### Task objective
Find the lines below that contain the word "screenshot" and count them. Only the number should be given.
----------------
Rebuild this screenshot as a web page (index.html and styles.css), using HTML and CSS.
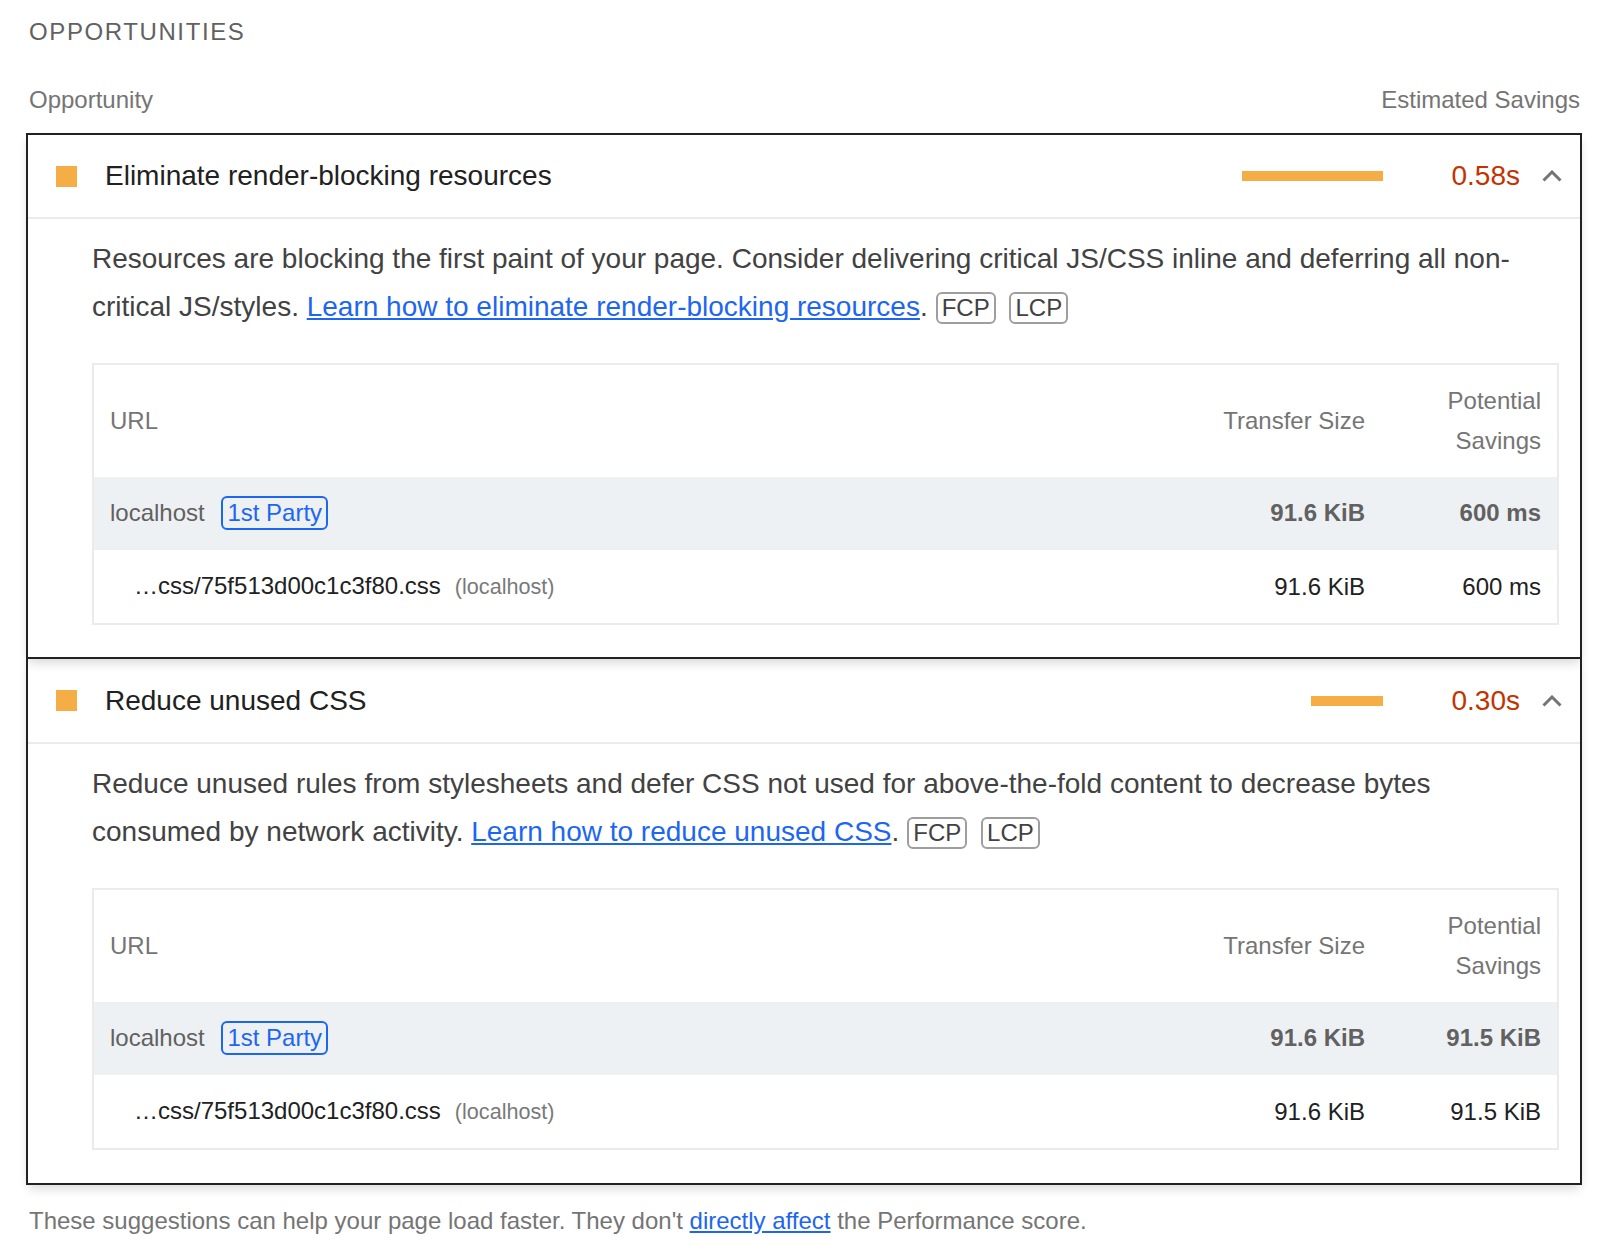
FILE: index.html
```html
<!DOCTYPE html>
<html>
<head>
<meta charset="utf-8">
<title>Opportunities</title>
<link rel="stylesheet" href="styles.css">
</head>
<body>
<div class="page">
  <div class="group-title">Opportunities</div>
  <div class="col-head"><span>Opportunity</span><span>Estimated Savings</span></div>
  <div class="audits">
    <div class="audit">
      <div class="audit-header">
        <span class="score-icon"></span>
        <span class="audit-title">Eliminate render-blocking resources</span>
        <span class="spark"><span class="spark-bar" style="width:141px"></span></span>
        <span class="display-text">0.58s</span>
        <svg class="chevron" viewBox="0 0 20 12" width="20" height="12"><polyline points="1.5,10.5 10,2 18.5,10.5" fill="none" stroke="#757575" stroke-width="3"/></svg>
      </div>
      <div class="audit-body">
        <div class="desc">Resources are blocking the first paint of your page. Consider delivering critical JS/CSS inline and deferring all non-critical JS/styles. <a href="#">Learn how to eliminate render-blocking resources</a>.<span class="adorn first">FCP</span> <span class="adorn">LCP</span></div>
        <table class="tbl">
          <colgroup><col><col class="c2"><col class="c3"></colgroup>
          <thead>
            <tr><th class="l">URL</th><th class="r">Transfer Size</th><th class="r">Potential Savings</th></tr>
          </thead>
          <tbody>
            <tr class="group"><td class="l">localhost <span class="chip">1st Party</span></td><td class="r b">91.6 KiB</td><td class="r b">600 ms</td></tr>
            <tr class="sub"><td class="l sub-url"><span class="url">…css/75f513d00c1c3f80.css</span><span class="host">(localhost)</span></td><td class="r">91.6 KiB</td><td class="r">600 ms</td></tr>
          </tbody>
        </table>
      </div>
    </div>
    <div class="audit">
      <div class="audit-header">
        <span class="score-icon"></span>
        <span class="audit-title">Reduce unused CSS</span>
        <span class="spark"><span class="spark-bar" style="width:72px"></span></span>
        <span class="display-text">0.30s</span>
        <svg class="chevron" viewBox="0 0 20 12" width="20" height="12"><polyline points="1.5,10.5 10,2 18.5,10.5" fill="none" stroke="#757575" stroke-width="3"/></svg>
      </div>
      <div class="audit-body">
        <div class="desc">Reduce unused rules from stylesheets and defer CSS not used for above-the-fold content to decrease bytes consumed by network activity. <a href="#">Learn how to reduce unused CSS</a>.<span class="adorn first">FCP</span> <span class="adorn">LCP</span></div>
        <table class="tbl">
          <colgroup><col><col class="c2"><col class="c3"></colgroup>
          <thead>
            <tr><th class="l">URL</th><th class="r">Transfer Size</th><th class="r">Potential Savings</th></tr>
          </thead>
          <tbody>
            <tr class="group"><td class="l">localhost <span class="chip">1st Party</span></td><td class="r b">91.6 KiB</td><td class="r b">91.5 KiB</td></tr>
            <tr class="sub"><td class="l sub-url"><span class="url">…css/75f513d00c1c3f80.css</span><span class="host">(localhost)</span></td><td class="r">91.6 KiB</td><td class="r">91.5 KiB</td></tr>
          </tbody>
        </table>
      </div>
    </div>
  </div>
  <div class="footer">These suggestions can help your page load faster. They don't <a href="#">directly affect</a> the Performance score.</div>
</div>
</body>
</html>
```

FILE: styles.css
```css
* { box-sizing: border-box; }
html, body { margin: 0; padding: 0; background: #fff; }
body {
  font-family: "Liberation Sans", Arial, Helvetica, sans-serif;
  color: #212121;
}
.page { padding: 12px 22px 0 26px; }
.group-title {
  padding-left: 3px;
  font-size: 24px;
  line-height: 40px;
  letter-spacing: 1.6px;
  text-transform: uppercase;
  color: #616161;
}
.col-head {
  display: flex;
  justify-content: space-between;
  padding: 0 2px 0 3px;
  margin-top: 28px;
  font-size: 24px;
  line-height: 40px;
  color: #757575;
}
.audits { margin-top: 13px; }
.audit {
  border: 2px solid #212121;
  box-shadow: 0 6px 10px -2px rgba(0, 0, 0, 0.15);
}
.audit + .audit { margin-top: -2px; }
.audit-header {
  display: flex;
  align-items: center;
  height: 84px;
  padding: 0 18px 0 28px;
  border-bottom: 2px solid #ebebeb;
}
.audit + .audit .audit-header { height: 85px; }
.score-icon { flex: none; width: 21px; height: 21px; background: #f5ad45; }
.audit-title {
  flex: 1;
  margin-left: 28px;
  font-size: 28px;
  line-height: 48px;
  color: #212121;
}
.spark { flex: none; width: 141px; display: flex; justify-content: flex-end; margin-right: 37px; }
.spark-bar { height: 10px; background: #f5ad45; }
.display-text {
  flex: none;
  width: 100px;
  text-align: right;
  font-size: 28px;
  line-height: 48px;
  color: #c33300;
}
.chevron { flex: none; margin-left: 22px; display: block; }
.audit-body { padding: 16px 21px 32px 64px; }
.audit + .audit .audit-body { padding-bottom: 33px; }
.desc { font-size: 28px; line-height: 48px; color: #424242; }
a { color: #1d66f2; text-decoration: underline; }
.adorn {
  display: inline-block;
  font-size: 24px;
  line-height: 28px;
  padding: 0 4px;
  border: 2px solid #9e9e9e;
  border-radius: 6px;
  margin: 0 3px;
  color: #424242;
}
.adorn.first { margin-left: 8px; }
.tbl {
  margin-top: 32px;
  width: 100%;
  border: 2px solid #ebebeb;
  border-collapse: separate;
  border-spacing: 0;
  table-layout: fixed;
  font-size: 24px;
  line-height: 40px;
}
.tbl col.c2 { width: 220px; }
.tbl col.c3 { width: 176px; }
.tbl th, .tbl td { padding: 16px; vertical-align: middle; }
.tbl tr.group td { padding-bottom: 17px; }
.tbl th { font-weight: normal; color: #757575; }
.tbl .l { text-align: left; }
.tbl .r { text-align: right; white-space: nowrap; }
.tbl th.r { white-space: normal; }
.tbl tr.group td { background: #eef1f4; color: #616161; }
.tbl tr.group td.b { font-weight: bold; }
.tbl tr.sub td { color: #212121; }
.tbl td.sub-url { padding-left: 40px; }
.chip {
  display: inline-block;
  margin-left: 10px;
  padding: 0 4px;
  line-height: 30px;
  border: 2px solid #1d66f2;
  border-radius: 6px;
  color: #1d66f2;
}
.host { margin-left: 14px; font-size: 90%; color: #212121; opacity: 0.6; }
.footer {
  margin-top: 16px;
  padding-left: 3px;
  font-size: 24px;
  line-height: 40px;
  color: #757575;
}
```
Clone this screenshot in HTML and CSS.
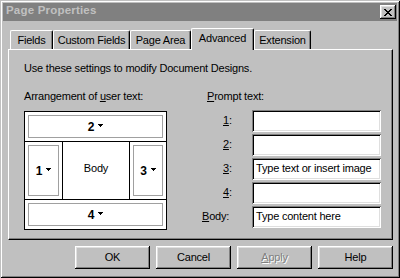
FILE: index.html
```html
<!DOCTYPE html>
<html>
<head>
<meta charset="utf-8">
<link rel="stylesheet" href="styles.css">
</head>
<body>
<div class="window">
  <div class="titlebar">
    <span class="title">Page Properties</span>
    <button class="close" type="button" aria-label="Close">
      <svg class="close-glyph" width="8" height="7" viewBox="0 0 8 7" shape-rendering="crispEdges"><path d="M0 0h2v1H0zM6 0h2v1H6zM1 1h2v1H1zM5 1h2v1H5zM2 2h4v1H2zM3 3h2v1H3zM2 4h4v1H2zM1 5h2v1H1zM5 5h2v1H5zM0 6h2v1H0zM6 6h2v1H6z" fill="#000"/></svg>
    </button>
  </div>
  <div class="content">
    <div class="tabs">
      <div class="tab tab-fields">Fields</div>
      <div class="tab tab-custom">Custom Fields</div>
      <div class="tab tab-page">Page Area</div>
      <div class="tab tab-advanced tab-active">Advanced</div>
      <div class="tab tab-extension">Extension</div>
    </div>
    <div class="panel">
      <p class="intro">Use these settings to modify Document Designs.</p>
      <div class="columns">
        <div class="arrange">
          <div class="heading arrange-heading">Arrangement of <u>u</u>ser text:</div>
          <div class="layout">
            <div class="cell cell-wide"><div class="slot">2<svg class="caret" width="5" height="3" viewBox="0 0 5 3" shape-rendering="crispEdges"><path d="M0 0h5v1H0zM1 1h3v1H1zM2 2h1v1H2z" fill="#000"/></svg></div></div>
            <div class="cell"><div class="slot">1<svg class="caret" width="5" height="3" viewBox="0 0 5 3" shape-rendering="crispEdges"><path d="M0 0h5v1H0zM1 1h3v1H1zM2 2h1v1H2z" fill="#000"/></svg></div></div>
            <div class="cell body-cell">Body</div>
            <div class="cell"><div class="slot">3<svg class="caret" width="5" height="3" viewBox="0 0 5 3" shape-rendering="crispEdges"><path d="M0 0h5v1H0zM1 1h3v1H1zM2 2h1v1H2z" fill="#000"/></svg></div></div>
            <div class="cell cell-wide"><div class="slot">4<svg class="caret" width="5" height="3" viewBox="0 0 5 3" shape-rendering="crispEdges"><path d="M0 0h5v1H0zM1 1h3v1H1zM2 2h1v1H2z" fill="#000"/></svg></div></div>
          </div>
        </div>
        <div class="prompts">
          <div class="heading prompt-heading"><u>P</u>rompt text:</div>
          <div class="fields">
            <div class="label label-num"><u>1</u>:</div><div class="field"></div>
            <div class="label label-num"><u>2</u>:</div><div class="field"></div>
            <div class="label label-num"><u>3</u>:</div><div class="field">Type text or insert image</div>
            <div class="label label-num"><u>4</u>:</div><div class="field"></div>
            <div class="label"><u>B</u>ody:</div><div class="field">Type content here</div>
          </div>
        </div>
      </div>
    </div>
    <div class="buttons">
      <button class="btn" type="button">OK</button>
      <button class="btn" type="button">Cancel</button>
      <button class="btn btn-disabled" type="button"><u>A</u>pply</button>
      <button class="btn" type="button">Help</button>
    </div>
  </div>
</div>
</body>
</html>
```
FILE: styles.css
```css
body {
  margin: 0;
  background: #c0c0c0;
  font-family: "Liberation Sans", Arial, sans-serif;
  font-size: 11px;
  letter-spacing: -0.2px;
  color: #000;
}

.window {
  width: 400px;
  height: 278px;
  box-sizing: border-box;
  padding: 3px;
  background: #c0c0c0;
  box-shadow: inset 1px 1px #c0c0c0, inset -1px -1px #000, inset 2px 2px #fff, inset -2px -2px #808080;
}

.titlebar {
  height: 18px;
  background: #808080;
  display: flex;
  align-items: flex-start;
}

.title {
  color: #c0c0c0;
  font-weight: bold;
  font-size: 11.5px;
  letter-spacing: 0.2px;
  line-height: 14px;
  margin-left: 3px;
}

.close {
  margin: 2px 1px 0 auto;
  width: 16px;
  height: 14px;
  padding: 0;
  border: 0;
  background: #c0c0c0;
  box-shadow: inset -1px -1px #000, inset 1px 1px #fff, inset -2px -2px #808080, inset 2px 2px #dfdfdf;
  display: flex;
  align-items: center;
  justify-content: center;
}

.close-glyph {
  display: block;
}

.content {
  padding: 7px 4px 0 5px;
}

.tabs {
  display: flex;
  align-items: flex-end;
  height: 21px;
  padding-left: 2px;
}

.tab {
  box-sizing: border-box;
  height: 19px;
  padding-top: 3px;
  line-height: 13px;
  text-align: center;
  white-space: nowrap;
  border-top: 1px solid #fff;
  border-left: 1px solid #fff;
  border-right: 1px solid #000;
  border-radius: 2px 2px 0 0;
  box-shadow: inset -1px 0 #808080;
  background: #c0c0c0;
}

.tab-fields { width: 43px; }
.tab-custom { width: 77px; }
.tab-page { width: 61px; }
.tab-advanced { width: 63px; }
.tab-extension { width: 57px; }

.tab-active {
  height: 22px;
  margin-bottom: -1px;
  position: relative;
  z-index: 1;
}

.panel {
  box-sizing: border-box;
  height: 191px;
  border: 1px solid;
  border-color: #fff #000 #000 #fff;
  box-shadow: inset -1px -1px #808080;
  padding: 12px 0 0 15px;
}

.intro {
  margin: 0 0 15px;
  line-height: 13px;
}

.columns {
  display: flex;
  align-items: flex-start;
}

.heading {
  line-height: 13px;
}

.arrange-heading {
  margin-bottom: 8px;
}

.layout {
  display: grid;
  grid-template-columns: 37px 66px 36px;
  grid-template-rows: 29px 57px 29px;
  gap: 1px;
  width: max-content;
  background: #000;
  border: 1px solid #000;
}

.cell {
  background: #fff;
  padding: 3px;
}

.cell-wide {
  grid-column: 1 / -1;
}

.slot {
  box-sizing: border-box;
  height: 100%;
  border: 1px solid #a0a0a0;
  display: flex;
  align-items: center;
  justify-content: center;
  font-weight: bold;
  font-size: 12px;
  letter-spacing: 0;
}

.caret {
  display: block;
  margin: 0 0 2px 4px;
}

.body-cell {
  display: flex;
  align-items: center;
  justify-content: center;
  padding: 0 0 6px;
}

.prompts {
  margin-left: 35px;
}

.prompt-heading {
  margin: 0 0 7px 5px;
}

.fields {
  display: grid;
  grid-template-columns: 50px 129px;
  grid-auto-rows: 22px;
  row-gap: 2px;
  align-items: center;
}

.label {
  line-height: 13px;
  padding-bottom: 2px;
}

.label-num {
  padding-left: 21px;
}

.field {
  box-sizing: border-box;
  height: 22px;
  padding: 1px 4px 0;
  line-height: 18px;
  white-space: nowrap;
  overflow: hidden;
  background: #fff;
  box-shadow: inset 1px 1px #808080, inset -1px -1px #fff, inset 2px 2px #000, inset -2px -2px #dfdfdf;
}

.buttons {
  display: flex;
  justify-content: flex-end;
  gap: 6px;
  margin-top: 6px;
}

.btn {
  width: 75px;
  height: 23px;
  padding: 0 0 2px;
  border: 0;
  background: #c0c0c0;
  font-family: "Liberation Sans", Arial, sans-serif;
  font-size: 11px;
  letter-spacing: -0.2px;
  color: #000;
  box-shadow: inset -1px -1px #000, inset 1px 1px #fff, inset -2px -2px #808080, inset 2px 2px #dfdfdf;
}

.btn-disabled {
  color: #808080;
  text-shadow: 1px 1px #fff;
}
```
----------------
### Task answer
2